Random determinants, mixed volumes of ellipsoids, and zeros of Gaussian random fields

TL;DR

This paper establishes a connection between the expected determinant of Gaussian matrices, the mixed volume of ellipsoids, and the zeros of Gaussian random fields, providing new geometric insights and formulas.

Contribution

It derives a formula linking the expected determinant of Gaussian matrices to mixed volumes of ellipsoids and extends this to Gaussian fields, offering a geometric interpretation of zero set intensities.

Findings

Expected determinant equals scaled mixed volume of ellipsoids.

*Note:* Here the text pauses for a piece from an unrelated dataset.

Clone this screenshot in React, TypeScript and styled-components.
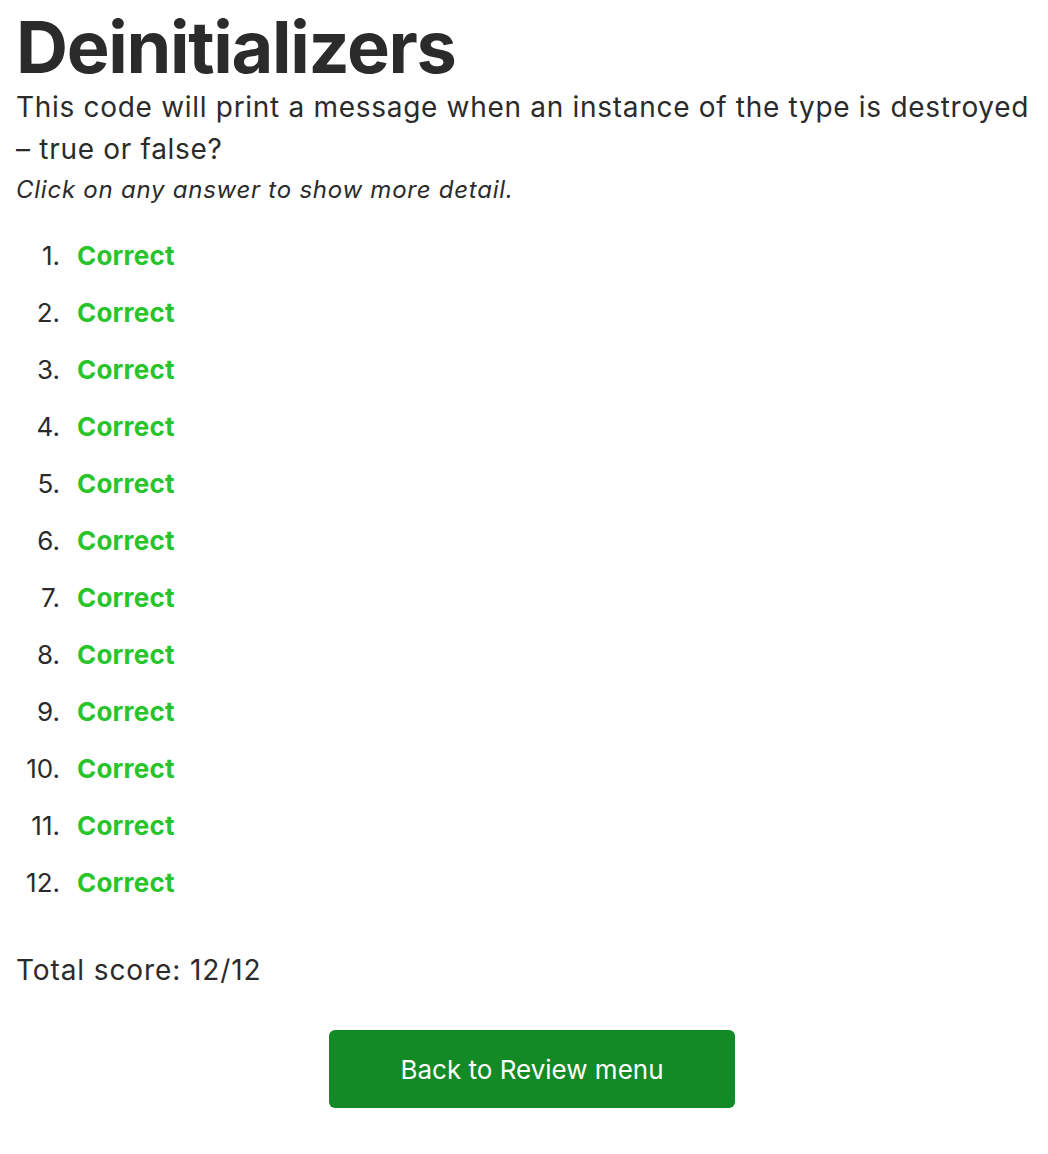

Provides an explicit formula for mixed volume of arbitrary ellipsoids.

Relates zero set intensity of Gaussian fields to mixed volumes of gradients.

Abstract

Consider a $d\times d$ matrix $M$ whose rows are independent centered non-degenerate Gaussian vectors $\xi_1,...,\xi_d$ with covariance matrices $\Sigma_1,...,\Sigma_d$. Denote by $\mathcal{E}_i$ the location-dispersion ellipsoid of $\xi_i:\mathcal{E}_i={\mathbf{x}\in\mathbb{R}^d : \mathbf{x}^\top\Sigma_i^{-1} \mathbf{x}\leqslant1}$. We show that $$ \mathbb{E}\,|\det M|=\frac{d!}{(2\pi)^{d/2}}V_d(\mathcal{E}_1,...,\mathcal{E}_d), $$ where $V_d(\cdot,...,\cdot)$ denotes the {\it mixed volume}. We also generalize this result to the case of rectangular matrices. As a direct corollary we get an analytic expression for the mixed volume of $d$ arbitrary ellipsoids in $\mathbb{R}^d$. As another application, we consider a smooth centered non-degenerate Gaussian random field $X=(X_1,...,X_k)^\top:\mathbb{R}^d\to\mathbb{R}^k$. Using Kac-Rice formula, we obtain the geometric interpretation of the intensity of zeros of $X$ in terms of the mixed volume of location-dispersion ellipsoids of the gradients of $X_i/\sqrt{\mathbf{Var} X_i}$. This relates zero sets of equations to mixed volumes in a way which is reminiscent of the well-known Bernstein theorem about the number of solutions of the typical system of algebraic equations.